[dm-devel] dm thin: commit pool's metadata on last close of thin device

Thu May 17 04:00:41 UTC 2012

On Wed, May 16 2012 at  8:43pm -0400,
Mikulas Patocka <mpatocka at redhat.com> wrote:

> 
> 
> On Wed, 16 May 2012, Mike Snitzer wrote:
> 
> > Reinstate dm_flush_all and dm_table_flush_all.  dm_blk_close will
> > now trigger the .flush method of all targets within a table on the last
> > close of a DM device.
> > 
> > In the case of the thin target, the thin_flush method will commit the
> > backing pool's metadata.
> > 
> > Doing so avoids a deadlock that has been observed with the following
> > sequence (as can be triggered via "dmsetup remove_all"):
> > - IO is issued to a thin device, thin device is closed
> > - pool's metadata device is suspended before the pool is
> > - because the pool still has outstanding IO we deadlock because the
> >   pool's metadata device is suspended
> > 
> > Signed-off-by: Mike Snitzer <snitzer at redhat.com>
> > Cc: stable at vger.kernel.org
> 
> I'd say --- don't do this sequence.
> 
> Device mapper generally expects that devices are suspended top-down --- 
> i.e. you should first suspend the thin device and then suspend its 
> underlying data and metadata device. If you violate this sequence and 
> suspend bottom-up, you get deadlocks.
> 
> For example, if dm-mirror is resynchronizing and you suspend the 
> underlying leg or log volume and then suspend dm-mirror, you get a 
> deadlock.
> 
> If dm-snapshot is merging and you suspend the underlying snapshot or 
> origin volume and then suspend snapshot-merget target, you get a deadlock.
> 
> These are not bugs in dm-mirror or dm-snapshot, this is expected behavior. 
> Userspace shouldn't do any bottom-up suspend sequence.
> 
> In the same sense, if you suspend the underlying data or metadata pool and 
> then suspend dm-thin, you get a deadlock too. Fix userspace so that it 
> doesn't do it.

Yeah, I agree.  I told Zdenek it'd be best to just not do it.
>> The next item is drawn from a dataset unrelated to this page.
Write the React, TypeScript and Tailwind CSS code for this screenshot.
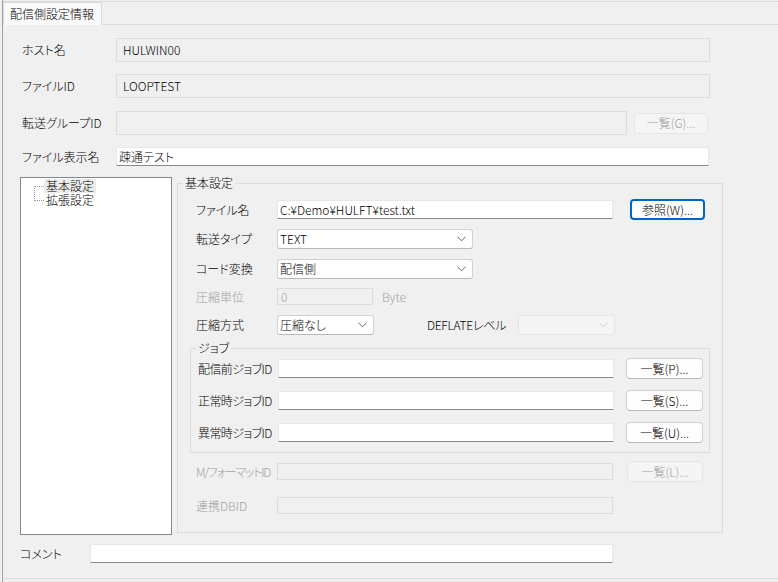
import type { ReactNode } from 'react'

interface FieldProps {
  value?: string
  w: string
  disabled?: boolean
}

// Edit box: white with dark bottom edge, or flat grey when disabled
function TextBox({ value = '', w, disabled = false }: FieldProps) {
  if (disabled) {
    return (
      <div className={`${w} h-[17px] shrink-0 bg-[#f0f0f0] border border-[#dcdcdc] pl-[3px] flex items-center text-[#a0a0a0] whitespace-nowrap`}>
        {value}
      </div>
    )
  }
  return (
    <div className={`${w} h-[19px] shrink-0 bg-white border border-[#e6e6e6] border-b-[#8a8a8a] rounded-t-[2px] pl-[2px] flex items-center whitespace-nowrap`}>
      {value}
    </div>
  )
}

function ReadOnlyBox({ value = '', w }: { value?: string; w: string }) {
  return (
    <div className={`${w} h-[24px] shrink-0 bg-[#f0f0f0] border border-[#dcdcdc] pl-[6px] flex items-center whitespace-nowrap`}>
      {value}
    </div>
  )
}

function Chevron({ disabled = false }: { disabled?: boolean }) {
  return (
    <svg width="9" height="6" viewBox="0 0 9 6" className="shrink-0">
      <polyline points="0.5,0.8 4.5,4.8 8.5,0.8" fill="none" stroke={disabled ? '#c8c8c8' : '#606060'} strokeWidth="1" />
    </svg>
  )
}

function Select({ value = '', w, disabled = false }: FieldProps) {
  return (
    <div
      className={`${w} h-[20px] shrink-0 rounded-[3px] border flex items-center justify-between pl-[2px] pr-[6px] whitespace-nowrap ${
        disabled ? 'bg-[#f5f5f5] border-[#e5e5e5]' : 'bg-white border-[#d0d0d0] border-b-[#b8b8b8]'
      }`}
    >
      <span>{value}</span>
      <Chevron disabled={disabled} />
    </div>
  )
}

interface BtnProps {
  children: ReactNode
  w: string
  disabled?: boolean
  focused?: boolean
}

function Btn({ children, w, disabled = false, focused = false }: BtnProps) {
  let tone = 'bg-[#fdfdfd] border border-[#d0d0d0] border-b-[#b5b5b5] text-black'
  if (focused) tone = 'bg-[#fdfdfd] border-2 border-[#0067c0] text-black'
  if (disabled) tone = 'bg-[#f5f5f5] border border-[#e5e5e5] text-[#a0a0a0]'
  return (
    <div className={`${w} h-[21px] rounded-[4px] flex items-center justify-center whitespace-nowrap shrink-0 ${tone}`}>
      {children}
    </div>
  )
}

function Label({ children, w, disabled = false }: { children: ReactNode; w: string; disabled?: boolean }) {
  return (
    <div className={`${w} shrink-0 whitespace-nowrap ${disabled ? 'text-[#a0a0a0]' : 'text-black'}`}>
      {children}
    </div>
  )
}

// Group box with caption sitting on the top border
function GroupBox({ title, className, children }: { title: string; className: string; children: ReactNode }) {
  return (
    <div className={`relative border border-[#dcdcdc] ${className}`}>
      <div className="absolute left-[5px] -top-[9px] px-[2px] bg-[#f0f0f0] leading-[16px]">{title}</div>
      {children}
    </div>
  )
}

function TreeView() {
  return (
    <div className="w-[152px] h-[358px] shrink-0 bg-white border border-[#828790] flex pl-[13px] pt-[1px]">
      <svg width="10" height="28" viewBox="0 0 10 28" className="shrink-0">
        <line x1="0.5" y1="7" x2="0.5" y2="22" stroke="#9a9a9a" strokeDasharray="1 1" />
        <line x1="1" y1="7.5" x2="10" y2="7.5" stroke="#9a9a9a" strokeDasharray="1 1" />
        <line x1="1" y1="21.5" x2="10" y2="21.5" stroke="#9a9a9a" strokeDasharray="1 1" />
      </svg>
      <div className="flex flex-col">
        <div className="h-[14px] px-[2px] bg-[#ececec] leading-[14px]">基本設定</div>
        <div className="h-[14px] px-[2px] leading-[14px]">拡張設定</div>
      </div>
    </div>
  )
}

export default function App() {
  return (
    <div className="w-[778px] h-[582px] overflow-hidden bg-[#f0f0f0] text-[12px] leading-[16px] font-light text-black font-['Noto_Sans_CJK_JP',sans-serif] [font-feature-settings:'palt']">
      <div className="ml-[2px] h-full border-l border-[#a0a0a0] flex flex-col">
        {/* Tab strip */}
        <div className="mt-[1px] h-[23px] border-t border-[#dadada] flex shrink-0">
          <div className="relative z-10 w-[99px] h-[23px] bg-[#f9f9f9] border-x border-t border-[#d9d9d9] pl-[6px] pt-[3px] whitespace-nowrap">
            配信側設定情報
          </div>
        </div>

        {/* Tab page */}
        <div className="h-[555px] border-t border-b border-[#dcdcdc] flex flex-col">
          <div className="mt-[13px] pl-[19px] flex items-center">
            <Label w="w-[94px]">ホスト名</Label>
            <ReadOnlyBox value="HULWIN00" w="w-[594px]" />
          </div>
          <div className="mt-[12px] pl-[19px] flex items-center">
            <Label w="w-[94px]">ファイルID</Label>
            <ReadOnlyBox value="LOOPTEST" w="w-[594px]" />
          </div>
          <div className="mt-[13px] pl-[19px] flex items-center">
            <Label w="w-[94px]">転送グループID</Label>
            <ReadOnlyBox w="w-[511px]" />
            <div className="ml-[7px]">
              <Btn w="w-[74px]" disabled>一覧(G)...</Btn>
            </div>
          </div>
          <div className="mt-[12px] pl-[19px] flex items-center">
            <Label w="w-[94px]">ファイル表示名</Label>
            <TextBox value="疎通テスト" w="w-[593px]" />
          </div>

          {/* Tree + settings */}
          <div className="mt-[11px] pl-[17px] flex items-start">
            <TreeView />
            <GroupBox title="基本設定" className="ml-[5px] mt-[6px] w-[546px] h-[350px]">
              <div className="mt-[15px] pl-[18px] h-[21px] flex items-center">
                <Label w="w-[81px]">ファイル名</Label>
                <TextBox value="C:¥Demo¥HULFT¥test.txt" w="w-[336px]" />
                <div className="ml-[17px]">
                  <Btn w="w-[75px]" focused>参照(W)...</Btn>
                </div>
              </div>
              <div className="mt-[9px] pl-[18px] flex items-center">
                <Label w="w-[81px]">転送タイプ</Label>
                <Select value="TEXT" w="w-[196px]" />
              </div>
              <div className="mt-[10px] pl-[18px] flex items-center">
                <Label w="w-[81px]">コード変換</Label>
                <Select value="配信側" w="w-[196px]" />
              </div>
              <div className="mt-[9px] pl-[18px] flex items-center">
                <Label w="w-[81px]" disabled>圧縮単位</Label>
                <TextBox value="0" w="w-[96px]" disabled />
                <div className="ml-[9px] text-[#a0a0a0]">Byte</div>
              </div>
              <div className="mt-[10px] pl-[18px] flex items-center">
                <Label w="w-[81px]">圧縮方式</Label>
                <Select value="圧縮なし" w="w-[97px]" />
                <Label w="w-[91px] ml-[53px] tracking-[-0.3px]">DEFLATEレベル</Label>
                <Select w="w-[97px]" disabled />
              </div>

              <GroupBox title="ジョブ" className="ml-[12px] mt-[13px] w-[520px] h-[105px]">
                <div className="mt-[9px] pl-[7px] flex items-center">
                  <Label w="w-[80px] tracking-[-0.6px]">配信前ジョブID</Label>
                  <TextBox w="w-[336px]" />
                  <div className="ml-[12px]">
                    <Btn w="w-[77px]">一覧(P)...</Btn>
                  </div>
                </div>
                <div className="mt-[11px] pl-[7px] flex items-center">
                  <Label w="w-[80px] tracking-[-0.6px]">正常時ジョブID</Label>
                  <TextBox w="w-[336px]" />
                  <div className="ml-[12px]">
                    <Btn w="w-[77px]">一覧(S)...</Btn>
                  </div>
                </div>
                <div className="mt-[11px] pl-[7px] flex items-center">
                  <Label w="w-[80px] tracking-[-0.6px]">異常時ジョブID</Label>
                  <TextBox w="w-[336px]" />
                  <div className="ml-[12px]">
                    <Btn w="w-[77px]">一覧(U)...</Btn>
                  </div>
                </div>
              </GroupBox>

              <div className="mt-[8px] pl-[18px] h-[21px] flex items-center">
                <Label w="w-[81px] tracking-[-1.2px]" disabled>M/フォーマットID</Label>
                <TextBox w="w-[336px]" disabled />
                <div className="ml-[14px]">
                  <Btn w="w-[76px]" disabled>一覧(L)...</Btn>
                </div>
              </div>
              <div className="mt-[15px] pl-[18px] flex items-center">
                <Label w="w-[81px]" disabled>連携DBID</Label>
                <TextBox w="w-[336px]" disabled />
              </div>
            </GroupBox>
          </div>

          <div className="mt-[9px] pl-[17px] flex items-center">
            <Label w="w-[70px]">コメント</Label>
            <TextBox w="w-[523px]" />
          </div>
        </div>
      </div>
    </div>
  )
}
'dmsetup remove_all' is a dumb command that invites these deadlocks when
more sophisticated stacking is being used.

But all said, in general I don't have a problem with triggering a target
specific "flush" on device close.

(Though the implementation of thin_flush could be made more
intelligent... as is we can see a pretty good storm of redundant
metadata commits if 100s of thin devices are closed simultaneously --
creating pmd->root_lock write lock contention).